◆ **Do this**:
Copy the records below exactly, leaving out any pictures.

Entries with page source code
_ _ _ _

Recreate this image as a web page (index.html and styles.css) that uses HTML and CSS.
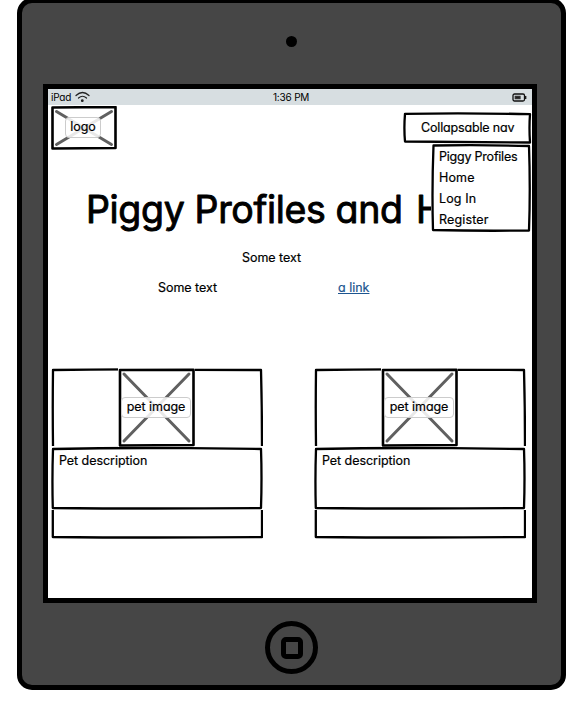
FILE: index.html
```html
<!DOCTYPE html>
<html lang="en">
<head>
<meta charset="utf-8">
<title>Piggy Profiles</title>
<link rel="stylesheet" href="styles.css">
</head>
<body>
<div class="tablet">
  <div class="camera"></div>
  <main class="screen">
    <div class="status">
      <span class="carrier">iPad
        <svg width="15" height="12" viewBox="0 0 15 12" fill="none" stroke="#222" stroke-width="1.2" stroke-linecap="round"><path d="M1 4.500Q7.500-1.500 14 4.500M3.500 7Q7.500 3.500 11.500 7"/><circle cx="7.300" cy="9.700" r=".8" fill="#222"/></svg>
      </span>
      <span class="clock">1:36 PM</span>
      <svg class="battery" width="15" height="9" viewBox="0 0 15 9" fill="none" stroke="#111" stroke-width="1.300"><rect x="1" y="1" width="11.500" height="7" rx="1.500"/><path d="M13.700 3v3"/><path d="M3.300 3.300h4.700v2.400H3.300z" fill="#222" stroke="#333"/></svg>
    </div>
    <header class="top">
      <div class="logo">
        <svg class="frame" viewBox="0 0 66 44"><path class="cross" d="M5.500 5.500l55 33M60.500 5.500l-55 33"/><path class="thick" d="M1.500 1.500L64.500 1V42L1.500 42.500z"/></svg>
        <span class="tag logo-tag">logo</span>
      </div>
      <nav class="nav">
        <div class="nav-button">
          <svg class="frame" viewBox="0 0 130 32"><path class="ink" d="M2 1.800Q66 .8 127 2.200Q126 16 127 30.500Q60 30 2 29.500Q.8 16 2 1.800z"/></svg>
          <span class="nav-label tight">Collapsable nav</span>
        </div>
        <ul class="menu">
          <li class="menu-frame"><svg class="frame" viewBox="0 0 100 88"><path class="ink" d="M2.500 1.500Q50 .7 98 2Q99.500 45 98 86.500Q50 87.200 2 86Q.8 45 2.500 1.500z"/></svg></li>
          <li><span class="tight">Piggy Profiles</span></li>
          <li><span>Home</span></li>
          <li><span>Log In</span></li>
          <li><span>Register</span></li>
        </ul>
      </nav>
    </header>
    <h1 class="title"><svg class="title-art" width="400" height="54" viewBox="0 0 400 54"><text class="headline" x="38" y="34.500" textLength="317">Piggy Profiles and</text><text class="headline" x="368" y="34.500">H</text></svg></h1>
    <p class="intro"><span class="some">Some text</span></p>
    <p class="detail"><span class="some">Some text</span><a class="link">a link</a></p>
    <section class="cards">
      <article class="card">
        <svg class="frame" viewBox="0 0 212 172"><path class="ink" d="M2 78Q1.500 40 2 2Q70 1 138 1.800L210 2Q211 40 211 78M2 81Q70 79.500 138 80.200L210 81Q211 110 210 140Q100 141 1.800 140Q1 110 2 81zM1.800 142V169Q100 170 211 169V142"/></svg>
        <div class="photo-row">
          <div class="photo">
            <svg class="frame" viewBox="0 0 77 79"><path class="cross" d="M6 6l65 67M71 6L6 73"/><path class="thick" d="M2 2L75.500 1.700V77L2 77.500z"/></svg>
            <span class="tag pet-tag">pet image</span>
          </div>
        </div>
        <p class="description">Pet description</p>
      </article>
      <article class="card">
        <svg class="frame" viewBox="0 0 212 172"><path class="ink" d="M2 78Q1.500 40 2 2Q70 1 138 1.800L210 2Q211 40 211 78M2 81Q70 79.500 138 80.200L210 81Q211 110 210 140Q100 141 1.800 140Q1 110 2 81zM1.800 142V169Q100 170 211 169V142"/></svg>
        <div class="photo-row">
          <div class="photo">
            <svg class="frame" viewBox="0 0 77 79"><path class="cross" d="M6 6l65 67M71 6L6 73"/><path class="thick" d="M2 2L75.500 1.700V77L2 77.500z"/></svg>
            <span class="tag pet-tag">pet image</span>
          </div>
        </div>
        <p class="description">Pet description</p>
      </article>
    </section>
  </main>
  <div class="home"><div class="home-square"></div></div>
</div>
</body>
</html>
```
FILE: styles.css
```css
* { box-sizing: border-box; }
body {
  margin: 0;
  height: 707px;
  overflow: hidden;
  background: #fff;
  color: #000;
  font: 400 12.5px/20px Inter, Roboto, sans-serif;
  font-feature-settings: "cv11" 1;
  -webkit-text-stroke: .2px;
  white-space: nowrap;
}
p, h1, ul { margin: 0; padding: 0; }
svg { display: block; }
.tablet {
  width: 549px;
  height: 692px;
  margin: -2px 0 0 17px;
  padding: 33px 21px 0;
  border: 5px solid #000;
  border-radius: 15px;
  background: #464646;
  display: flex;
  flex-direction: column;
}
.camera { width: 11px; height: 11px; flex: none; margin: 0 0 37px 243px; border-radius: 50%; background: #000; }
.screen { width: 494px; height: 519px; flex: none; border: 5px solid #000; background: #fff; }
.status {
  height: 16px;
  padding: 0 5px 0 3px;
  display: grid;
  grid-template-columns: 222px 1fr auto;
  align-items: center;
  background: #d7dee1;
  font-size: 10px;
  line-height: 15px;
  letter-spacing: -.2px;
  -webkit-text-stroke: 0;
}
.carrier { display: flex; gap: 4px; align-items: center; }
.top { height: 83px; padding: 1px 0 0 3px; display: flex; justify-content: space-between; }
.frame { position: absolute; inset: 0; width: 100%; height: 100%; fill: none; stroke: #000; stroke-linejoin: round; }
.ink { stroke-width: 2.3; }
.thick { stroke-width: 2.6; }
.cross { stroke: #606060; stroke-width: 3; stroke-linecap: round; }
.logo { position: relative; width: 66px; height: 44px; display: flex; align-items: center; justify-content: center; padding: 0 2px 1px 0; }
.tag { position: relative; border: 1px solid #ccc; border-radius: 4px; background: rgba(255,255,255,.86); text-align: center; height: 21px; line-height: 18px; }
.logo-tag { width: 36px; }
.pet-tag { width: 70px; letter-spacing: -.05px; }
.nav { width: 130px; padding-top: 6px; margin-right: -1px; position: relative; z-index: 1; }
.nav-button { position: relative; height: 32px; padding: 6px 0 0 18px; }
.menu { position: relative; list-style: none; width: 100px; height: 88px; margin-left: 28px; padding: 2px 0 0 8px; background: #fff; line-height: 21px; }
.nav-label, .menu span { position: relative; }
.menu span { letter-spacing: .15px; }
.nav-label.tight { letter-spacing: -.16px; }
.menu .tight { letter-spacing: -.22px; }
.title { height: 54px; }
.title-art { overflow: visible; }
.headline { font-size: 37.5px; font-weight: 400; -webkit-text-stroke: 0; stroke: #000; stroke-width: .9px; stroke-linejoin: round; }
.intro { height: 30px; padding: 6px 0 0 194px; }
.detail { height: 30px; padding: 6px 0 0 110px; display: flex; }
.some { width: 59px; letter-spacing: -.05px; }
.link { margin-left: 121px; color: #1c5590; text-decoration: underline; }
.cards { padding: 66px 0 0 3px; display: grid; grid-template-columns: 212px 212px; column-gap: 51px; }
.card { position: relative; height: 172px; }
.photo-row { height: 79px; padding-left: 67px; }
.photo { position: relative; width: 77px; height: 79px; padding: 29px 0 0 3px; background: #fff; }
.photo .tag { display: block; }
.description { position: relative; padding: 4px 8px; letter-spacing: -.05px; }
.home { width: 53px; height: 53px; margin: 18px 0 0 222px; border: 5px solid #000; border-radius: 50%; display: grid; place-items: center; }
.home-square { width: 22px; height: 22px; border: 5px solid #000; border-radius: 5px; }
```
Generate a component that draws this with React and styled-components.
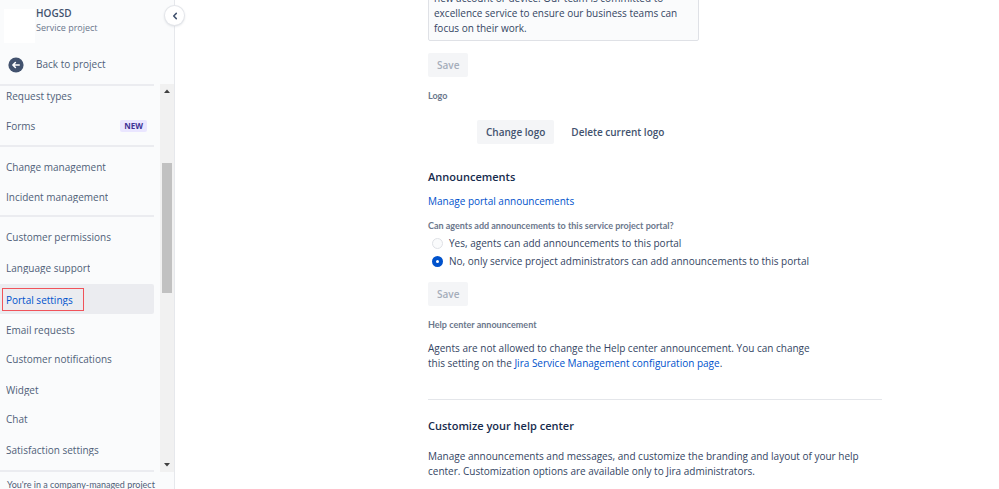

_ _ _ _

◆ **Task answer**:
Recreate this image as a web page (index.html and styles.css) that uses HTML and CSS.
FILE: index.html
```html
<!DOCTYPE html>
<html lang="en">
<head>
<meta charset="utf-8">
<title>Piggy Profiles</title>
<link rel="stylesheet" href="styles.css">
</head>
<body>
<div class="tablet">
  <div class="camera"></div>
  <main class="screen">
    <div class="status">
      <span class="carrier">iPad
        <svg width="15" height="12" viewBox="0 0 15 12" fill="none" stroke="#222" stroke-width="1.2" stroke-linecap="round"><path d="M1 4.500Q7.500-1.500 14 4.500M3.500 7Q7.500 3.500 11.500 7"/><circle cx="7.300" cy="9.700" r=".8" fill="#222"/></svg>
      </span>
      <span class="clock">1:36 PM</span>
      <svg class="battery" width="15" height="9" viewBox="0 0 15 9" fill="none" stroke="#111" stroke-width="1.300"><rect x="1" y="1" width="11.500" height="7" rx="1.500"/><path d="M13.700 3v3"/><path d="M3.300 3.300h4.700v2.400H3.300z" fill="#222" stroke="#333"/></svg>
    </div>
    <header class="top">
      <div class="logo">
        <svg class="frame" viewBox="0 0 66 44"><path class="cross" d="M5.500 5.500l55 33M60.500 5.500l-55 33"/><path class="thick" d="M1.500 1.500L64.500 1V42L1.500 42.500z"/></svg>
        <span class="tag logo-tag">logo</span>
      </div>
      <nav class="nav">
        <div class="nav-button">
          <svg class="frame" viewBox="0 0 130 32"><path class="ink" d="M2 1.800Q66 .8 127 2.200Q126 16 127 30.500Q60 30 2 29.500Q.8 16 2 1.800z"/></svg>
          <span class="nav-label tight">Collapsable nav</span>
        </div>
        <ul class="menu">
          <li class="menu-frame"><svg class="frame" viewBox="0 0 100 88"><path class="ink" d="M2.500 1.500Q50 .7 98 2Q99.500 45 98 86.500Q50 87.200 2 86Q.8 45 2.500 1.500z"/></svg></li>
          <li><span class="tight">Piggy Profiles</span></li>
          <li><span>Home</span></li>
          <li><span>Log In</span></li>
          <li><span>Register</span></li>
        </ul>
      </nav>
    </header>
    <h1 class="title"><svg class="title-art" width="400" height="54" viewBox="0 0 400 54"><text class="headline" x="38" y="34.500" textLength="317">Piggy Profiles and</text><text class="headline" x="368" y="34.500">H</text></svg></h1>
    <p class="intro"><span class="some">Some text</span></p>
    <p class="detail"><span class="some">Some text</span><a class="link">a link</a></p>
    <section class="cards">
      <article class="card">
        <svg class="frame" viewBox="0 0 212 172"><path class="ink" d="M2 78Q1.500 40 2 2Q70 1 138 1.800L210 2Q211 40 211 78M2 81Q70 79.500 138 80.200L210 81Q211 110 210 140Q100 141 1.800 140Q1 110 2 81zM1.800 142V169Q100 170 211 169V142"/></svg>
        <div class="photo-row">
          <div class="photo">
            <svg class="frame" viewBox="0 0 77 79"><path class="cross" d="M6 6l65 67M71 6L6 73"/><path class="thick" d="M2 2L75.500 1.700V77L2 77.500z"/></svg>
            <span class="tag pet-tag">pet image</span>
          </div>
        </div>
        <p class="description">Pet description</p>
      </article>
      <article class="card">
        <svg class="frame" viewBox="0 0 212 172"><path class="ink" d="M2 78Q1.500 40 2 2Q70 1 138 1.800L210 2Q211 40 211 78M2 81Q70 79.500 138 80.200L210 81Q211 110 210 140Q100 141 1.800 140Q1 110 2 81zM1.800 142V169Q100 170 211 169V142"/></svg>
        <div class="photo-row">
          <div class="photo">
            <svg class="frame" viewBox="0 0 77 79"><path class="cross" d="M6 6l65 67M71 6L6 73"/><path class="thick" d="M2 2L75.500 1.700V77L2 77.500z"/></svg>
            <span class="tag pet-tag">pet image</span>
          </div>
        </div>
        <p class="description">Pet description</p>
      </article>
    </section>
  </main>
  <div class="home"><div class="home-square"></div></div>
</div>
</body>
</html>
```
FILE: styles.css
```css
* { box-sizing: border-box; }
body {
  margin: 0;
  height: 707px;
  overflow: hidden;
  background: #fff;
  color: #000;
  font: 400 12.5px/20px Inter, Roboto, sans-serif;
  font-feature-settings: "cv11" 1;
  -webkit-text-stroke: .2px;
  white-space: nowrap;
}
p, h1, ul { margin: 0; padding: 0; }
svg { display: block; }
.tablet {
  width: 549px;
  height: 692px;
  margin: -2px 0 0 17px;
  padding: 33px 21px 0;
  border: 5px solid #000;
  border-radius: 15px;
  background: #464646;
  display: flex;
  flex-direction: column;
}
.camera { width: 11px; height: 11px; flex: none; margin: 0 0 37px 243px; border-radius: 50%; background: #000; }
.screen { width: 494px; height: 519px; flex: none; border: 5px solid #000; background: #fff; }
.status {
  height: 16px;
  padding: 0 5px 0 3px;
  display: grid;
  grid-template-columns: 222px 1fr auto;
  align-items: center;
  background: #d7dee1;
  font-size: 10px;
  line-height: 15px;
  letter-spacing: -.2px;
  -webkit-text-stroke: 0;
}
.carrier { display: flex; gap: 4px; align-items: center; }
.top { height: 83px; padding: 1px 0 0 3px; display: flex; justify-content: space-between; }
.frame { position: absolute; inset: 0; width: 100%; height: 100%; fill: none; stroke: #000; stroke-linejoin: round; }
.ink { stroke-width: 2.3; }
.thick { stroke-width: 2.6; }
.cross { stroke: #606060; stroke-width: 3; stroke-linecap: round; }
.logo { position: relative; width: 66px; height: 44px; display: flex; align-items: center; justify-content: center; padding: 0 2px 1px 0; }
.tag { position: relative; border: 1px solid #ccc; border-radius: 4px; background: rgba(255,255,255,.86); text-align: center; height: 21px; line-height: 18px; }
.logo-tag { width: 36px; }
.pet-tag { width: 70px; letter-spacing: -.05px; }
.nav { width: 130px; padding-top: 6px; margin-right: -1px; position: relative; z-index: 1; }
.nav-button { position: relative; height: 32px; padding: 6px 0 0 18px; }
.menu { position: relative; list-style: none; width: 100px; height: 88px; margin-left: 28px; padding: 2px 0 0 8px; background: #fff; line-height: 21px; }
.nav-label, .menu span { position: relative; }
.menu span { letter-spacing: .15px; }
.nav-label.tight { letter-spacing: -.16px; }
.menu .tight { letter-spacing: -.22px; }
.title { height: 54px; }
.title-art { overflow: visible; }
.headline { font-size: 37.5px; font-weight: 400; -webkit-text-stroke: 0; stroke: #000; stroke-width: .9px; stroke-linejoin: round; }
.intro { height: 30px; padding: 6px 0 0 194px; }
.detail { height: 30px; padding: 6px 0 0 110px; display: flex; }
.some { width: 59px; letter-spacing: -.05px; }
.link { margin-left: 121px; color: #1c5590; text-decoration: underline; }
.cards { padding: 66px 0 0 3px; display: grid; grid-template-columns: 212px 212px; column-gap: 51px; }
.card { position: relative; height: 172px; }
.photo-row { height: 79px; padding-left: 67px; }
.photo { position: relative; width: 77px; height: 79px; padding: 29px 0 0 3px; background: #fff; }
.photo .tag { display: block; }
.description { position: relative; padding: 4px 8px; letter-spacing: -.05px; }
.home { width: 53px; height: 53px; margin: 18px 0 0 222px; border: 5px solid #000; border-radius: 50%; display: grid; place-items: center; }
.home-square { width: 22px; height: 22px; border: 5px solid #000; border-radius: 5px; }
```
Generate a component that draws this with React and styled-components.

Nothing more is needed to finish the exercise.